30 May 2022

The Hood Hill Altar Stone - Sutton Bank

Hood Hill
Hood Hill (centre) and Roulston Scar (left)

 The 'Altar' was a large block of stone located on top of Hood Hill near Sutton Bank, 5 miles to the east of Thirsk.

 Hood Hill is a prominent outlying hill separated off from the main Hambleton Hills escarpment. Up until the 1950's a large block of stone (known locally as The Altar) sat on the ridge of the hill, where it was described as being rectangular in shape, approximately 15 feet in length, 10ft wide, and 6 feet high. The Altar Stone is also said to have had a foot shaped cavity on top of the rock, and so it is perhaps no surprise that it was a local landmark, and also featured in the areas folklore.

  Unfortunately the Altar rock was destroyed in 1954 when an RAF jet aircraft crashed into the hill during a training flight. The circumstances of the crash were something of a mystery at the time, as the jet seems to have nose dived vertically into the Altar Stone, totally destroying both the aircraft and the rock. The Altar Stone appears to have exploded into hundreds of small pieces, and today there is only a crater where it once sat, with a small piece of the rock in the bottom of the hole (SE 50376 81258).

21 May 2022

T' Hob o' Tarn Hole

Erdmänneken
 Erdmänneken - (Schmidt, 1873)

  (As pointed out in the Buckingham Stone post last year, Tarn Hole is privately owned land, and not part of the open access area just to the north.)

Tarn Hole is a large wooded valley on the edge of East Bilsdale Moor, two miles to the south-east of Chop Gate on the North York Moors.

 At one time this valley was home to the Tarn Hole Hob, although next to nothing is known about this secretive little fella.

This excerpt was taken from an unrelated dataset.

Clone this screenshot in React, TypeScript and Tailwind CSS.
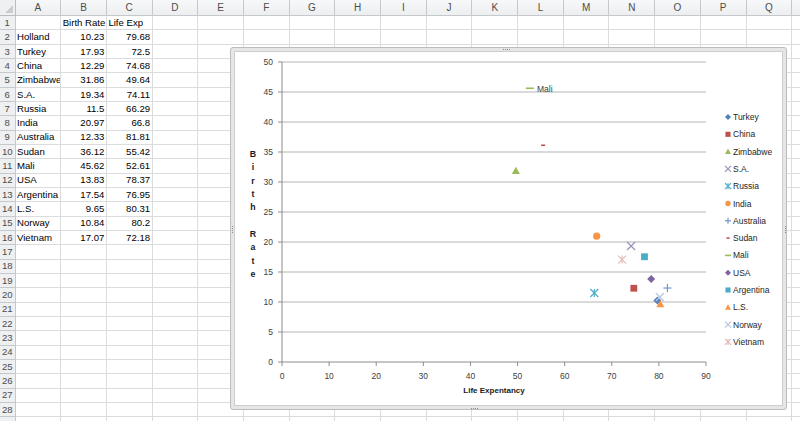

A Hob is a supernatural dwarf-like being, recorded in folklore across the North York Moors and other parts of Northern England. (See the Hob-Thrush of Over Silton). Unfortunately, all we have is the Tarn Hole Hob name, which appeared in a list made in the early 1800's by George Calvert of Pickering (Home, 1905). In this list he noted all the Hobs he had heard about on the North York Moors. At one time there would have been a local story to explain the Hob's connection with Tarn Hole, but it was not written down, and so the folklore has been lost.